The Ritual: How to Apply Like a Pro
Cleanse First: Always apply a mask to clean hair. Buildup from styling products prevents the mask from penetrating. Towel Dry: This is the most common mistake. If your hair is dripping wet, the water dilutes the mask. Gently squeeze out excess water until hair is damp. Application Technique: Focus on the mid-lengths and ends—the oldest and most damaged parts of your hair. Use a wide-tooth comb to distribute the product evenly. Note: Only apply to the scalp if the product is specifically designed for scalp care.
Heat it Up: Heat opens the hair cuticle. Put on a shower cap and wrap a hot towel over it, or use a blow dryer on a low setting for a few minutes. This supercharges the absorption. Cool Rinse: Rinse with cool water to seal the cuticle, locking in the nutrients and adding shine.

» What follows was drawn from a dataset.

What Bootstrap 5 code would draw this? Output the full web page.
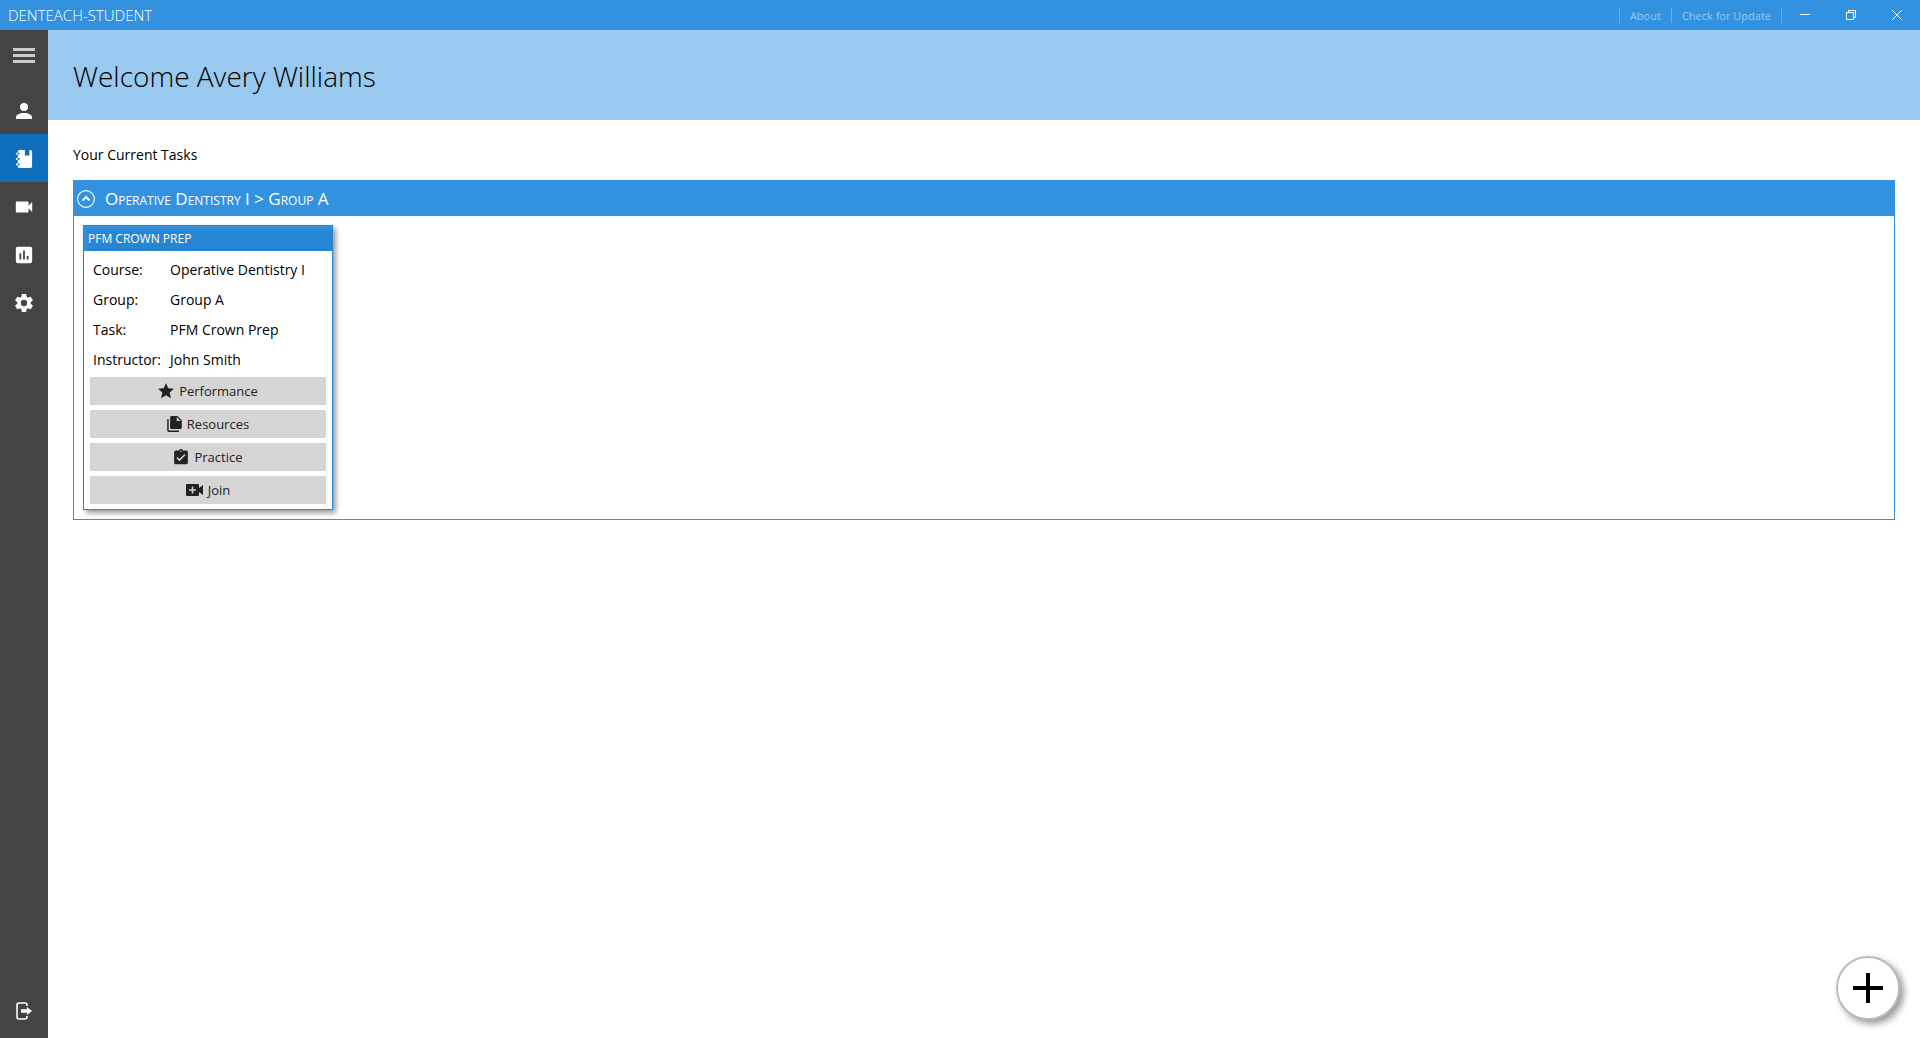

Frequency: How Much is Too Much?
Standard Rule: Once a week is sufficient for most people. Severely Damaged Hair: Twice a week until hair health improves. Oily Hair: Once every two weeks, focusing only on the ends.
Ingredients to Avoid
Short-chain Alcohols: (Like Isopropyl alcohol) which dry out the hair. Parabens: Used as preservatives but controversial for hormonal health. Sulfates: Stripping agents that remove natural oils (okay in shampoos sometimes, but unnecessary in masks).